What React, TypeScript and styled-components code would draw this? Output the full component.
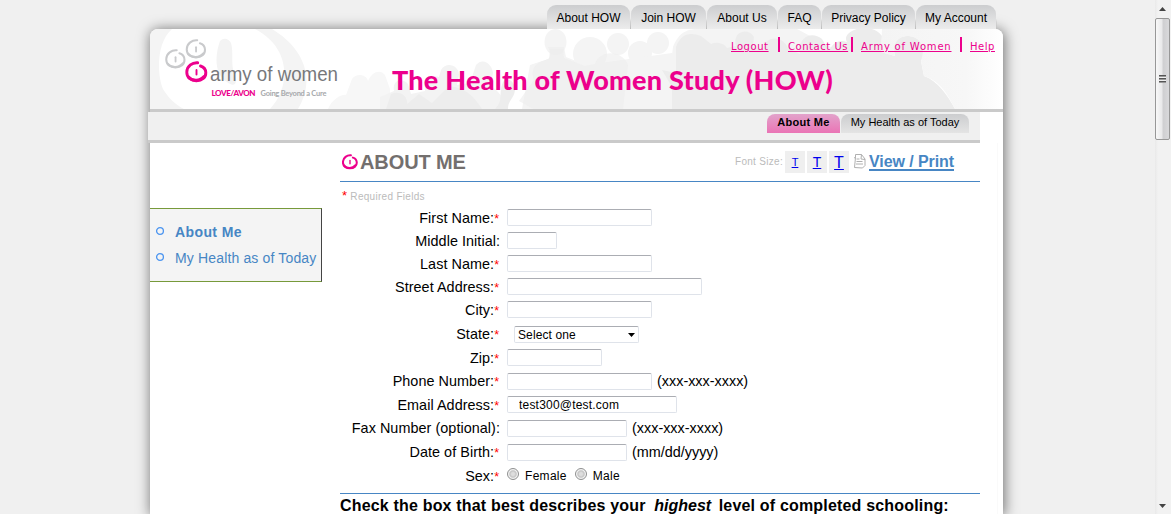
import React from "react";
import styled, { createGlobalStyle, css } from "styled-components";

const PINK = "#ec008c";
const BLUE = "#4786c4";

const Global = createGlobalStyle`
  * { box-sizing: border-box; }
  body { margin: 0; background: #f0f0f0; font-family: "Liberation Sans", Arial, sans-serif; color: #000; overflow: hidden; }
  a { color: inherit; }
`;

const Screen = styled.div`
  display: flex;
  height: 514px;
  overflow: hidden;
`;

const Viewport = styled.main`
  flex: 1;
  padding: 5px 0 0 150px;
  overflow: hidden;
`;

const TopTabs = styled.nav`
  display: flex;
  justify-content: flex-end;
  gap: 1px;
  width: 846px;
  height: 24px;
  position: relative;
  z-index: 1;
`;

const TopTab = styled.a<{ $w: number }>`
  width: ${(p) => p.$w}px;
  height: 24px;
  border-radius: 9px 9px 0 0;
  background: linear-gradient(#cccdcf, #ececec);
  font-size: 12px;
  line-height: 26px;
  text-align: center;
  white-space: nowrap;
  box-shadow: 1px 8px 0 -0.5px #c4c4c4;
  clip-path: inset(0 -1px 0 0);
`;

const Card = styled.div`
  width: 853px;
  height: 485px;
  border-radius: 8px 8px 0 0;
  background: #fff;
  box-shadow: 1px 1px 13px 1px rgba(0, 0, 0, 0.5);
`;

const Header = styled.header`
  display: grid;
  height: 83px;
  border-bottom: 3px solid #cacaca;
  border-radius: 8px 8px 0 0;
  overflow: hidden;
  > * { grid-area: 1 / 1; }
`;

const HeaderContent = styled.div`
  display: flex;
  height: 80px;
`;

const HeaderMain = styled.div`
  flex: 1;
  padding-top: 8px;
`;

const Links = styled.div`
  display: flex;
  height: 18px;
  padding-left: 391px;
  color: ${PINK};
  font-family: "DejaVu Sans", Verdana, sans-serif;
  font-size: 10px;
`;

const LinkCell = styled.a<{ $w: number; $s?: number }>`
  width: ${(p) => p.$w}px;
  line-height: 19px;
  white-space: nowrap;
  letter-spacing: ${(p) => p.$s ?? 0.55}px;
  text-decoration: underline;
  text-underline-offset: 1px;
`;

const LinkBar = styled.i<{ $l: number; $r: number }>`
  width: 2px;
  height: 15px;
  margin: 0 ${(p) => p.$r}px 0 ${(p) => p.$l}px;
  background: ${PINK};
`;

const Title = styled.h1`
  margin: 7px 0 0 52px;
  color: ${PINK};
  font: 900 27px/36px Lato, sans-serif;
  letter-spacing: 0.25px;
  white-space: nowrap;
`;

const SubNav = styled.nav`
  display: flex;
  justify-content: flex-end;
  gap: 1px;
  width: 832px;
  height: 31px;
  margin-left: -2px;
  padding: 2px 11px 0 0;
  background: #f0f0f0;
  border-bottom: 3px solid #cacaca;
`;

const SubTab = styled.a<{ $w: number; $active?: boolean }>`
  width: ${(p) => p.$w}px;
  height: 19px;
  border-radius: 8px 8px 0 0;
  font-size: 11px;
  line-height: 17px;
  text-align: center;
  white-space: nowrap;
  background: linear-gradient(#cccdcf, #e4e4e4);
  ${(p) =>
    p.$active &&
    css`
      font-weight: bold;
      letter-spacing: 0.3px;
      background: linear-gradient(#e2a3cb, #ea74b5);
    `}
`;

const Body = styled.div`
  display: flex;
  align-items: flex-start;
  height: 371px;
  width: 848px;
  border-right: 1px solid #fafafa;
`;

const Sidebar = styled.ul`
  list-style: none;
  width: 172px;
  height: 74px;
  margin: 65px 18px 0 0;
  padding: 10px 0 0 5px;
  background: #f4f4f4;
  border: 1px solid #779a3a;
  border-left: 0;
  border-right-color: #444;
`;

const SideItem = styled.li<{ $bold?: boolean }>`
  display: flex;
  align-items: center;
  height: 26px;
  color: ${BLUE};
  font-size: 14px;
  letter-spacing: ${(p) => (p.$bold ? 0.4 : 0.15)}px;
  white-space: nowrap;
  font-weight: ${(p) => (p.$bold ? "bold" : "normal")};
`;

const Content = styled.section`
  width: 640px;
`;

const HeadingRow = styled.div`
  display: flex;
  height: 39px;
  padding: 8px 26px 0 2px;
  border-bottom: 1px solid ${BLUE};
`;

const Heading = styled.h2`
  flex: 1;
  margin: 0 0 0 2px;
  color: #736f6e;
  font-size: 20px;
  line-height: 22px;
  letter-spacing: -0.1px;
`;

const SizeLabel = styled.span`
  margin-right: 2px;
  color: #bbb;
  font-size: 10px;
  line-height: 21px;
  letter-spacing: 0.3px;
`;

const SizeButton = styled.a<{ $size: number }>`
  width: 20px;
  height: 22px;
  margin-right: 2px;
  background: #efefef;
  color: #00e;
  font-size: ${(p) => p.$size}px;
  line-height: 23px;
  text-align: center;
  text-decoration: underline;
`;

const PrintLink = styled.a`
  width: 85px;
  margin-left: 3px;
  color: ${BLUE};
  font-size: 16px;
  font-weight: bold;
  line-height: 21px;
  letter-spacing: -0.08px;
  white-space: nowrap;
  text-decoration: underline;
  text-decoration-thickness: 2px;
  text-underline-offset: 2px;
`;

const Star = styled.span`
  color: #f00;
`;

const Required = styled.div`
  display: flex;
  gap: 3px;
  height: 24px;
  padding: 8px 0 0 2px;
  color: #bbb;
  font-size: 10px;
  line-height: 14px;
  letter-spacing: 0.3px;
  ${Star} { font-size: 13px; line-height: 12px; }
`;

const Row = styled.div<{ $h: number; $lift?: boolean }>`
  display: flex;
  height: ${(p) => p.$h}px;
  padding-top: 3px;
  font-size: 14.4px;
  line-height: ${(p) => (p.$lift ? 16 : 18)}px;
`;

const Label = styled.label`
  width: 160px;
  margin-right: 7px;
  text-align: right;
  white-space: nowrap;
  letter-spacing: 0.05px;
  ${Star} { font-size: 12.5px; line-height: 1; letter-spacing: 1px; }
`;

const field = css`
  height: 17px;
  border: 1px solid #dfe3ea;
  border-top-color: #abadb3;
  border-radius: 2px;
  background: #fff;
  color: #000;
  font: 12px "Liberation Sans", Arial, sans-serif;
`;

const Input = styled.input<{ $w: number }>`
  ${field}
  width: ${(p) => p.$w}px;
  padding: 0 11px;
  letter-spacing: 0.2px;
  outline: 0;
`;

const Select = styled.div`
  ${field}
  display: flex;
  justify-content: space-between;
  align-items: center;
  width: 125px;
  margin-left: 7px;
  padding: 1px 3px 0;
  letter-spacing: 0.1px;
`;

const Hint = styled.span`
  margin-left: 5px;
`;

const Radio = styled.i`
  width: 12px;
  height: 12px;
  border: 1px solid #8e8f8f;
  border-radius: 50%;
  background: radial-gradient(#dedede 20%, #c4c4c4 45%, #f4f4f4 62%);
`;

const RadioText = styled.span`
  margin: 0 8px 0 6px;
  font-size: 12px;
  letter-spacing: 0.3px;
`;

const Question = styled.h3`
  margin: 4px 0 0;
  border-top: 1px solid ${BLUE};
  padding-top: 3px;
  font-size: 16px;
  line-height: 18px;
  letter-spacing: 0.18px;
  white-space: nowrap;
  em { margin: 0 3px 0 4px; letter-spacing: 0; }
`;

const Scrollbar = styled.aside`
  display: flex;
  flex-direction: column;
  align-items: center;
  width: 16px;
  padding: 7px 1px 6px 0;
  background: linear-gradient(90deg, #e9e9e9, #f2f2f2 3px, #f2f2f2);
`;

const Thumb = styled.div`
  width: 15px;
  height: 122px;
  margin: 7px 0 auto;
  padding: 56px 3px 0;
  border: 1px solid #979797;
  border-radius: 2px;
  background: linear-gradient(90deg, #f8f8f8, #e9e9ea 45%, #cfcfd1 55%, #d9d9db);
`;

const Grip = styled.div`
  width: 7px;
  height: 8px;
  background: repeating-linear-gradient(#555 0 1px, #999 1px 2px, #eee 2px 3px);
`;

const SWIRL =
  "M12.200 1.300C7 .8 1.500 4.500 1.300 10.600c-.2 6 4.700 8.700 9.700 8.600 5.600 0 9.500-3.200 9.300-8.200-.2-3.400-2.300-5.600-5.300-6.500";

const Swirl = ({ color, weight = 2.1 }: { color: string; weight?: number }) => (
  <g fill="none" stroke={color} strokeLinecap="round">
    <path d={SWIRL} strokeWidth={weight} />
    <path d="M3 15.500c3.500 4.300 11.500 4.300 15.500-.5" strokeWidth={weight} />
    <path d="M11 8.500v4.500" strokeWidth="1.900" />
  </g>
);

const Bullet = () => (
  <svg width="10" height="10" viewBox="0 0 10 10" style={{ margin: "-3px 10px 0 0" }}>
    <circle cx="5" cy="5" r="3.400" fill="none" stroke="#4a94f0" strokeWidth="1.300" />
  </svg>
);

const Crowd = () => (
  <svg width="853" height="80" viewBox="0 0 853 80">
    <defs>
      <linearGradient id="fade">
        <stop offset="0" stopColor="#f4f4f4" />
        <stop offset=".7" stopColor="#f7f7f7" />
        <stop offset="1" stopColor="#fff" />
      </linearGradient>
    </defs>
    <path fill="#f4f4f4" d="M0 0H22C6 14 7 46 13 60 19 70 26 76 34 80H0ZM105 0h17c30 18 45 48 26 80h-28c22-24 20-62-15-80Z" />
    <path fill="#f3f3f3" d="M70 12c4-4 9-2 11 2 3 10-1 21 4 34 3 8-2 10-8 5C64 45 65 26 70 12Z" />
    <path fill="#f7f7f7" d="M178 80c4-10 14-15 18-14l6-16c4-6 14-5 16 2 4-10 13-12 17-6l5 14v20Z" />
    <path fill="#f3f3f3" d="M230 80V68l14-6c-2-11 8-14 14-7l3 10 14-3c0-11 7-17 14-14l2-7c5-9 18-5 18 5l-2 10 13-2 6-18c7-8 16-1 17 8l-2 13c12 8 14 17 14 23Z" />
    <path fill="#ededed" d="M236 80l5-15c10-4 17 3 16 10l12-10 13 9 17-17c16 2 24 9 33 23ZM345 80c9-9 3-15 8-27 4-6 12-1 12 8-1 9-7 10-7 19Z" />
    <g fill="#f4f4f4">
      <circle cx="440" cy="25" r="17" />
      <circle cx="468" cy="15" r="11" />
      <circle cx="490" cy="24" r="12" />
      <circle cx="508" cy="14" r="11" />
      <path d="M372 80l8-44 18-6c4-3 2-8 0-12h16l2 10 20 8 86-12 12 56Z" />
      <path d="M523 18c8-20 20-18 34-18h90l150 80H515Z" />
    </g>
    <g fill="#ececec">
      <ellipse cx="405.500" cy="13" rx="11" ry="13" opacity=".6" />
      <path d="M400 20h13l1 9 21 8 10-2c4-14 27-15 33 1l-5 44h-90l-14-8 15-21c-3-10-1-17 15-21Z" opacity=".6" />
      <path d="M522 80V58l-10-17 14 3V18c4-12 13-16 25-11l10 8c6-3 14 0 16 4l9-2c-4-15 12-19 18-9l-1 10 10 3c1-14 19-16 25-2l12 6c-3-16 11-24 22-15l7 12c4-9 10-12 18-9C690 2 720-9 732 7l-1 16 14 4c-4-14 4-21 14-20 13 1 18 13 12 25l3 15c14 5 24 20 31 33Z" />
    </g>
    <path fill="url(#fade)" d="M732 0h121v80h-48c-7-13-13-27-31-33l-3-15c5-14 0-23-12-25-11 0-17 7-14 20l-14-4Z" />
  </svg>
);

const Logo = () => (
  <svg width="190" height="80" viewBox="0 0 190 80" overflow="visible">
    <g transform="translate(15 20) scale(.96)"><Swirl color="#c9cacc" /></g>
    <g transform="translate(35.500 10) scale(.96)"><Swirl color="#c9cacc" /></g>
    <g transform="translate(35.500 32.500)"><Swirl color={PINK} weight={2.9} /></g>
    <text x="60" y="52" fontFamily="Liberation Sans, Arial, sans-serif" fontSize="20.500" fill="#77787b" textLength="128" lengthAdjust="spacingAndGlyphs">army of women</text>
    <text x="61.500" y="67" fontFamily="Lato, sans-serif" fontWeight="900" fontSize="8" fill={PINK} textLength="44">LOVE/AVON</text>
    <text x="110.500" y="67" fontFamily="Lato, sans-serif" fontWeight="700" fontSize="7.500" fill="#a7a9ac" textLength="66">Going Beyond a Cure</text>
  </svg>
);

const PrintIcon = () => (
  <svg width="13" height="16" viewBox="0 0 13 16" style={{ marginTop: 2, marginLeft: 2 }} fill="none" stroke="#b0b0b0">
    <path d="M2.500 4.500l-1 10 8 .5 2.500-2.500V6L8.500 1.500h-6v3M8.500 1.500 8 6l4 .5M3.500 6h3M3.500 8.500h6M3 11h7M1 5l2-1" />
  </svg>
);

type FieldRow = { label: string; h: number; w?: number; required?: boolean; lift?: boolean; hint?: string; value?: string; kind?: "select" | "sex" };

const rows: FieldRow[] = [
  { label: "First Name:", h: 23, w: 145, required: true },
  { label: "Middle Initial:", h: 23, w: 50 },
  { label: "Last Name:", h: 23, w: 145, required: true },
  { label: "Street Address:", h: 23, w: 195, required: true },
  { label: "City:", h: 25, w: 145, required: true },
  { label: "State:", h: 23, required: true, kind: "select", lift: true },
  { label: "Zip:", h: 24, w: 95, required: true },
  { label: "Phone Number:", h: 23, w: 145, required: true, hint: "(xxx-xxx-xxxx)", lift: true },
  { label: "Email Address:", h: 24, w: 170, required: true, value: "test300@test.com" },
  { label: "Fax Number (optional):", h: 24, w: 120, hint: "(xxx-xxx-xxxx)", lift: true },
  { label: "Date of Birth:", h: 24, w: 120, required: true, hint: "(mm/dd/yyyy)", lift: true },
  { label: "Sex:", h: 24, required: true, kind: "sex", lift: true },
];

const topTabs: [string, number][] = [
  ["About HOW", 83],
  ["Join HOW", 75],
  ["About Us", 70],
  ["FAQ", 43],
  ["Privacy Policy", 93],
  ["My Account", 80],
];

export default function App() {
  return (
    <Screen>
      <Global />
      <Viewport>
        <TopTabs>
          {topTabs.map(([name, w]) => (
            <TopTab key={name} $w={w}>{name}</TopTab>
          ))}
        </TopTabs>
        <Card>
          <Header>
            <Crowd />
            <HeaderContent>
              <Logo />
              <HeaderMain>
                <Links>
                  <LinkCell $w={38}>Logout</LinkCell>
                  <LinkBar $l={9} $r={8} />
                  <LinkCell $w={60}>Contact Us</LinkCell>
                  <LinkBar $l={3} $r={8} />
                  <LinkCell $w={90} $s={0.8}>Army of Women</LinkCell>
                  <LinkBar $l={9} $r={8} />
                  <LinkCell $w={25}>Help</LinkCell>
                </Links>
                <Title>The Health of Women Study (HOW)</Title>
              </HeaderMain>
            </HeaderContent>
          </Header>
          <SubNav>
            <SubTab $w={73} $active>About Me</SubTab>
            <SubTab $w={128}>My Health as of Today</SubTab>
          </SubNav>
          <Body>
            <Sidebar>
              <SideItem $bold><Bullet />About Me</SideItem>
              <SideItem><Bullet />My Health as of Today</SideItem>
            </Sidebar>
            <Content>
              <HeadingRow>
                <svg width="16" height="22" viewBox="0 -4 22 29"><Swirl color={PINK} weight={2.8} /></svg>
                <Heading>ABOUT ME</Heading>
                <SizeLabel>Font Size:</SizeLabel>
                <SizeButton $size={11}>T</SizeButton>
                <SizeButton $size={14}>T</SizeButton>
                <SizeButton $size={16}>T</SizeButton>
                <PrintIcon />
                <PrintLink>View / Print</PrintLink>
              </HeadingRow>
              <Required><Star>*</Star><span>Required Fields</span></Required>
              {rows.map((r) => (
                <Row key={r.label} $h={r.h} $lift={r.lift}>
                  <Label>{r.label}{r.required && <Star>*</Star>}</Label>
                  {r.kind === "select" && (
                    <Select>
                      Select one
                      <svg width="7" height="4"><path d="M0 0h7L3.500 4Z" /></svg>
                    </Select>
                  )}
                  {r.kind === "sex" && (
                    <>
                      <Radio /><RadioText>Female</RadioText>
                      <Radio /><RadioText>Male</RadioText>
                    </>
                  )}
                  {!r.kind && <Input $w={r.w ?? 0} defaultValue={r.value} />}
                  {r.hint && <Hint>{r.hint}</Hint>}
                </Row>
              ))}
              <Question>
                Check the box that best describes your <em>highest</em> level of completed schooling:
              </Question>
            </Content>
          </Body>
        </Card>
      </Viewport>
      <Scrollbar>
        <svg width="7" height="4"><path d="M0 4h7L3.500 0Z" fill="#444" /></svg>
        <Thumb><Grip /></Thumb>
        <svg width="7" height="4"><path d="M0 0h7L3.500 4Z" fill="#444" /></svg>
      </Scrollbar>
    </Screen>
  );
}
========================================
### GOAL
Look through the listing above and count the lines where the string "components" appears. Report the number only.

### TASK ANSWER
2